While I’m generally not a fan of scare tactics, that this ad at least offers a suggestion of what to drink instead of sugary beverages is somewhat redeeming. Offering alternatives is key to helping people eat healthier rather than just telling them that what they’re doing is bad. I think too many little battles on obesity target people’s body image, setting the stage for emotional eating that perpetuates the problem.
I’d like to see more out there promoting overall health in general, but a lot of people feel that may not be “aggressive” enough. They may or may not be right. A part of me worries too, about young girls and women who will see the ad and internalize it too much, that it may fuel disordered eating of a different sort. Either way, all I mean is that while wake-up calls and gross-outs will get people’s attention, you’re not going to get very far telling someone they’re a fat slob. You need to encourage them to make healthy choices.
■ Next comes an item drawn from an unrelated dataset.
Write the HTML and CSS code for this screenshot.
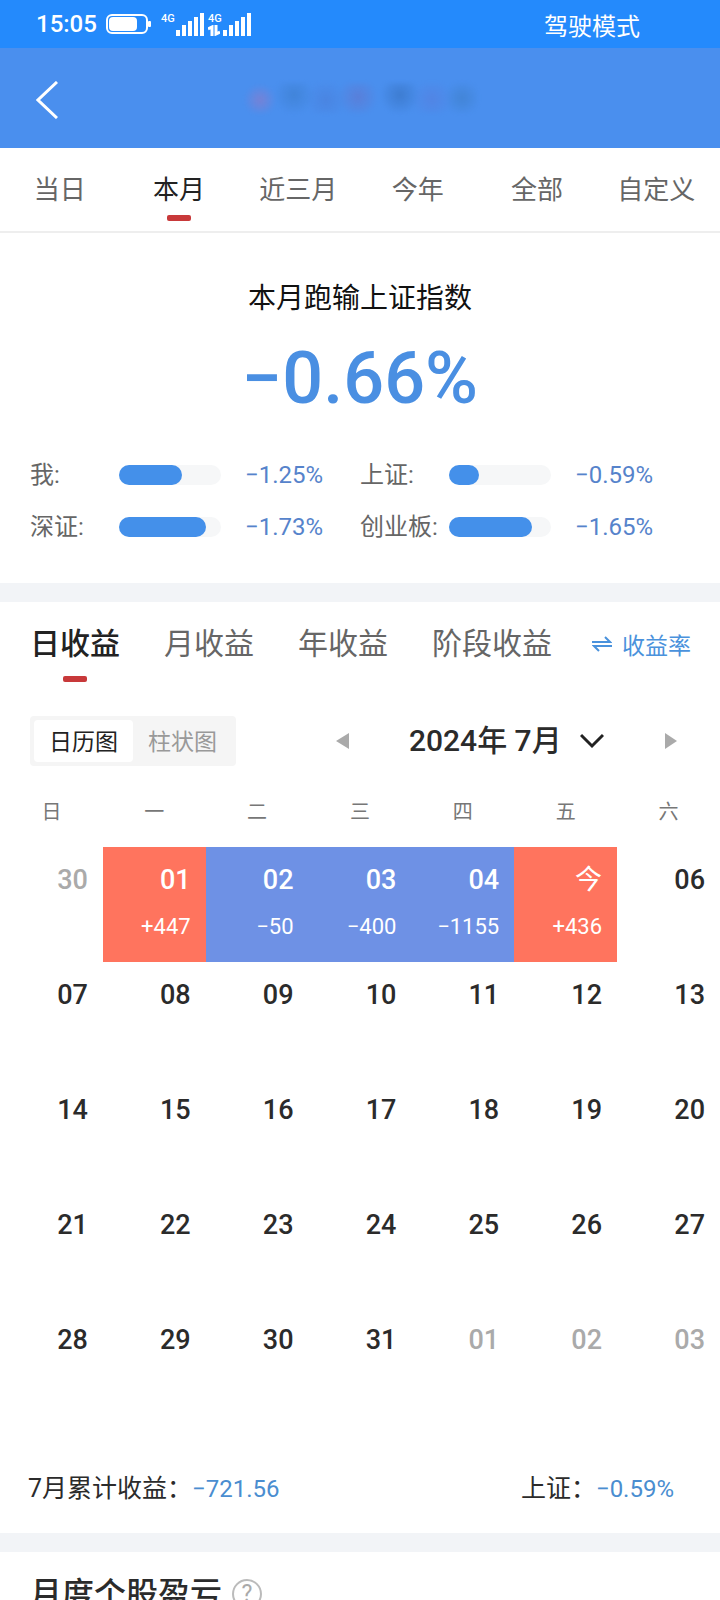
FILE: index.html
```html
<!DOCTYPE html>
<html lang="zh-CN">
<head>
  <meta charset="UTF-8" />
  <meta name="viewport" content="width=device-width, initial-scale=1.0" />
  <title>收益日历</title>
  <link rel="stylesheet" href="styles.css">
</head>
<body>
  <div class="status-bar">
    <span class="clock">15:05</span>
    <svg class="battery" width="45" height="20" viewBox="0 0 45 20">
      <rect x="1" y="1" width="40" height="18" rx="5" fill="none" stroke="#fff" stroke-width="2" />
      <rect x="3" y="3" width="28" height="14" rx="4" fill="#fff" />
      <rect x="42" y="7" width="3" height="6" rx="1" fill="#fff" />
    </svg>
    <div class="signal">
      <span class="network">4G</span>
      <svg width="28" height="23" viewBox="0 0 28 23" fill="#fff">
        <rect x="0" y="17" width="4" height="6" /><rect x="6" y="12" width="4" height="11" />
        <rect x="12" y="8" width="4" height="15" /><rect x="18" y="4" width="4" height="19" />
        <rect x="24" y="0" width="4" height="23" />
      </svg>
    </div>
    <div class="signal">
      <span class="network">4G
        <svg width="12" height="11" viewBox="0 0 12 11" fill="none" stroke="#fff" stroke-width="3">
          <path d="M0 4L4 2V11M12 7L8 9V0" />
        </svg>
      </span>
      <svg width="28" height="23" viewBox="0 0 28 23" fill="#fff">
        <rect x="0" y="17" width="4" height="6" /><rect x="6" y="12" width="4" height="11" />
        <rect x="12" y="8" width="4" height="15" /><rect x="18" y="4" width="4" height="19" />
        <rect x="24" y="0" width="4" height="23" />
      </svg>
    </div>
    <span class="mode">驾驶模式</span>
  </div>

  <header class="nav-bar">
    <button class="back" aria-label="返回">
      <svg width="22" height="38" viewBox="0 0 22 38" fill="none" stroke="#fff" stroke-width="3">
        <path d="M21 1L2 19L21 37" />
      </svg>
    </button>
    <div class="masked-name"></div>
  </header>

  <main>
    <nav class="range-tabs">
      <button>当日</button>
      <button class="active">本月</button>
      <button>近三月</button>
      <button>今年</button>
      <button>全部</button>
      <button>自定义</button>
    </nav>

    <section class="summary">
      <h1>本月跑输上证指数</h1>
      <p class="total">−0.66%</p>
      <div class="compare">
        <div class="compare-item">
          <span class="name">我:</span>
          <div class="bar"><div class="fill" style="width: 62%"></div></div>
          <span class="rate">−1.25%</span>
        </div>
        <div class="compare-item">
          <span class="name">上证:</span>
          <div class="bar"><div class="fill" style="width: 29%"></div></div>
          <span class="rate">−0.59%</span>
        </div>
        <div class="compare-item">
          <span class="name">深证:</span>
          <div class="bar"><div class="fill" style="width: 85%"></div></div>
          <span class="rate">−1.73%</span>
        </div>
        <div class="compare-item">
          <span class="name">创业板:</span>
          <div class="bar"><div class="fill" style="width: 81%"></div></div>
          <span class="rate">−1.65%</span>
        </div>
      </div>
    </section>

    <section class="profit">
      <div class="profit-head">
        <div class="profit-tabs">
          <button class="active">日收益</button>
          <button>月收益</button>
          <button>年收益</button>
          <button>阶段收益</button>
        </div>
        <button class="switch">
          <svg width="20" height="16" viewBox="0 0 20 16" fill="none" stroke="#4a92dc" stroke-width="2">
            <path d="M0 6H18L13 1M20 10H2L7 15" />
          </svg>
          收益率
        </button>
      </div>

      <div class="toolbar">
        <div class="view-switch">
          <button class="active">日历图</button>
          <button>柱状图</button>
        </div>
        <div class="month-nav">
          <button aria-label="上个月">
            <svg width="14" height="18" viewBox="0 0 14 18"><path d="M14 1V17L1 9Z" fill="#aaa" /></svg>
          </button>
          <button class="month">
            2024年 7月
            <svg width="24" height="16" viewBox="0 0 24 16" fill="none" stroke="#222" stroke-width="3">
              <path d="M1 2L12 13L23 2" />
            </svg>
          </button>
          <button aria-label="下个月">
            <svg width="14" height="18" viewBox="0 0 14 18"><path d="M1 1V17L13 9Z" fill="#aaa" /></svg>
          </button>
        </div>
      </div>

      <table class="calendar">
        <thead>
          <tr><th>日</th><th>一</th><th>二</th><th>三</th><th>四</th><th>五</th><th>六</th></tr>
        </thead>
        <tbody>
          <tr>
            <td class="other">30</td>
            <td class="up">01<span>+447</span></td>
            <td class="down">02<span>−50</span></td>
            <td class="down">03<span>−400</span></td>
            <td class="down">04<span>−1155</span></td>
            <td class="up today">今<span>+436</span></td>
            <td>06</td>
          </tr>
          <tr><td>07</td><td>08</td><td>09</td><td>10</td><td>11</td><td>12</td><td>13</td></tr>
          <tr><td>14</td><td>15</td><td>16</td><td>17</td><td>18</td><td>19</td><td>20</td></tr>
          <tr><td>21</td><td>22</td><td>23</td><td>24</td><td>25</td><td>26</td><td>27</td></tr>
          <tr>
            <td>28</td><td>29</td><td>30</td><td>31</td>
            <td class="other">01</td><td class="other">02</td><td class="other">03</td>
          </tr>
        </tbody>
      </table>

      <div class="month-total">
        <span>7月累计收益：<b>−721.56</b></span>
        <span>上证：<b>−0.59%</b></span>
      </div>
    </section>

    <section class="stocks">
      <h2>月度个股盈亏</h2>
      <button class="help" aria-label="说明">?</button>
    </section>
  </main>
</body>
</html>
```

FILE: styles.css
```css
* {
  box-sizing: border-box;
}
body {
  margin: 0;
  height: 100vh;
  display: flex;
  flex-direction: column;
  overflow: hidden;
  font-family: Roboto, "Noto Sans CJK SC", sans-serif;
  background-color: #fff;
  color: #2b2b2b;
}
button {
  padding: 0;
  border: none;
  background: none;
  font-family: inherit;
  color: inherit;
  white-space: nowrap;
  cursor: pointer;
}
svg {
  display: block;
}

/* top bars */
.status-bar {
  display: flex;
  flex-shrink: 0;
  align-items: center;
  height: 48px;
  padding: 0 80px 0 36px;
  background-color: #248afc;
  color: #fff;
  font-size: 24px;
}
.clock {
  font-weight: 500;
}
.battery {
  margin: 0 10px 0 9px;
}
.signal {
  display: flex;
  gap: 1px;
  margin-right: 4px;
}
.network {
  width: 14px;
  font-size: 11px;
  font-weight: 500;
  line-height: 12px;
}
.mode {
  margin-left: auto;
}
.nav-bar {
  display: flex;
  flex-shrink: 0;
  align-items: center;
  justify-content: center;
  position: relative;
  height: 100px;
  background-color: #4a8fee;
}
.back {
  position: absolute;
  left: 36px;
  top: 33px;
}
.masked-name {
  width: 236px;
  height: 30px;
  background:
    radial-gradient(circle at 18px 17px, #8a7ccc 0, transparent 16px),
    radial-gradient(circle at 52px 12px, #3d7fd0 0, transparent 20px),
    radial-gradient(circle at 84px 17px, #4a80dc 0, transparent 20px),
    radial-gradient(circle at 116px 14px, #6078d0 0, transparent 20px),
    radial-gradient(circle at 158px 12px, #3874c4 0, transparent 20px),
    radial-gradient(circle at 190px 16px, #5580e0 0, transparent 20px),
    radial-gradient(circle at 220px 15px, #3f80cc 0, transparent 18px);
  filter: blur(2px);
  opacity: 0.7;
}

main {
  flex: 1;
  overflow-y: auto;
  scrollbar-width: none;
}

/* range tabs */
.range-tabs {
  display: grid;
  grid-template-columns: repeat(6, 1fr);
  height: 85px;
  padding-right: 4px;
  border-bottom: 2px solid #eee;
}
.range-tabs button {
  position: relative;
  font-size: 26px;
  line-height: 32px;
  color: #666;
}
.range-tabs .active {
  color: #222;
}
.range-tabs .active::after,
.profit-tabs .active::after {
  content: "";
  position: absolute;
  left: 50%;
  bottom: 10px;
  width: 24px;
  height: 6px;
  margin-left: -12px;
  border-radius: 2px;
  background-color: #c8393a;
}

/* summary */
.summary {
  padding: 46px 30px 40px;
}
.summary h1 {
  margin: 0;
  font-size: 28px;
  font-weight: 400;
  line-height: 40px;
  text-align: center;
  color: #111;
}
.total {
  margin: 20px 0 40px;
  font-size: 72px;
  font-weight: 500;
  line-height: 80px;
  text-align: center;
  color: #4a8fe2;
}
.compare {
  display: grid;
  grid-template-columns: 1fr 1fr;
  row-gap: 20px;
}
.compare-item {
  display: flex;
  align-items: center;
  line-height: 32px;
  font-size: 24px;
}
.name {
  width: 89px;
  color: #666;
}
.bar {
  width: 102px;
  height: 20px;
  margin-right: 24px;
  border-radius: 10px;
  background-color: #f6f7f8;
}
.fill {
  height: 100%;
  border-radius: 10px;
  background-color: #4490ea;
}
.rate {
  color: #5683cb;
}

/* profit */
.profit {
  border-top: 19px solid #f2f4f7;
  border-bottom: 19px solid #f2f4f7;
}
.profit-head {
  display: flex;
  justify-content: space-between;
  height: 84px;
  padding: 0 29px 0 30px;
}
.profit-tabs {
  display: flex;
  gap: 44px;
}
.profit-tabs button {
  position: relative;
  font-size: 30px;
  line-height: 40px;
  color: #666;
}
.profit-tabs .active {
  font-weight: 500;
  color: #222;
}
.profit-tabs .active::after {
  bottom: 4px;
}
.switch {
  display: flex;
  align-items: center;
  gap: 10px;
  font-size: 23px;
  color: #4a92dc;
}
.toolbar {
  display: flex;
  align-items: center;
  justify-content: space-between;
  margin-top: 30px;
  padding: 0 42px 0 30px;
}
.view-switch {
  display: flex;
  padding: 4px;
  border-radius: 4px;
  background-color: #f5f5f5;
}
.view-switch button {
  width: 99px;
  height: 42px;
  padding-bottom: 2px;
  font-size: 23px;
  color: #999;
}
.view-switch .active {
  border-radius: 4px;
  background-color: #fff;
  color: #222;
}
.month-nav {
  display: flex;
  align-items: center;
  justify-content: space-between;
  width: 53%;
}
.month {
  display: flex;
  align-items: center;
  gap: 18px;
  font-size: 30px;
  font-weight: 500;
  line-height: 40px;
}

/* calendar */
.calendar {
  width: 100%;
  margin-top: 8px;
  table-layout: fixed;
  border-collapse: collapse;
}
.calendar th {
  height: 73px;
  padding: 0;
  font-size: 20px;
  font-weight: 400;
  color: #777;
}
.calendar td {
  height: 115px;
  padding: 17px 15px 0 0;
  vertical-align: top;
  text-align: right;
  font-size: 27px;
  font-weight: 500;
  line-height: 32px;
}
.calendar span {
  display: block;
  margin-top: 15px;
  font-size: 22px;
  font-weight: 400;
}
.calendar .other {
  color: #aaa;
}
.calendar .up {
  background-color: #ff745e;
  color: #fff;
}
.calendar .down {
  background-color: #6e91e5;
  color: #fff;
}
.calendar .today {
  font-weight: 400;
}
.month-total {
  display: flex;
  justify-content: space-between;
  padding: 47px 46px 24px 28px;
  font-size: 25px;
  line-height: 40px;
}
.month-total b {
  font-size: 24px;
  font-weight: 400;
  color: #4a8dd0;
}

/* stocks */
.stocks {
  display: flex;
  align-items: center;
  gap: 10px;
  padding: 18px 30px;
}
.stocks h2 {
  margin: 0;
  font-size: 32px;
  font-weight: 500;
  line-height: 48px;
}
.help {
  width: 30px;
  height: 30px;
  border: 2px solid #bbb;
  border-radius: 50%;
  font-size: 23px;
  line-height: 24px;
  color: #aaa;
}
```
Of course, a lot of people think there needs to be a glaring problem before you actually fix anything. I think that’s the fundamental issue, really. In our country, we don’t focus nearly enough of preventative health and living a healthy life in general.
It’s a precarious balance, I realize, but I think this ad at least makes an attempt at balance, so I’m more or less okay with it. I’m just not looking forward to seeing it on my morning commute.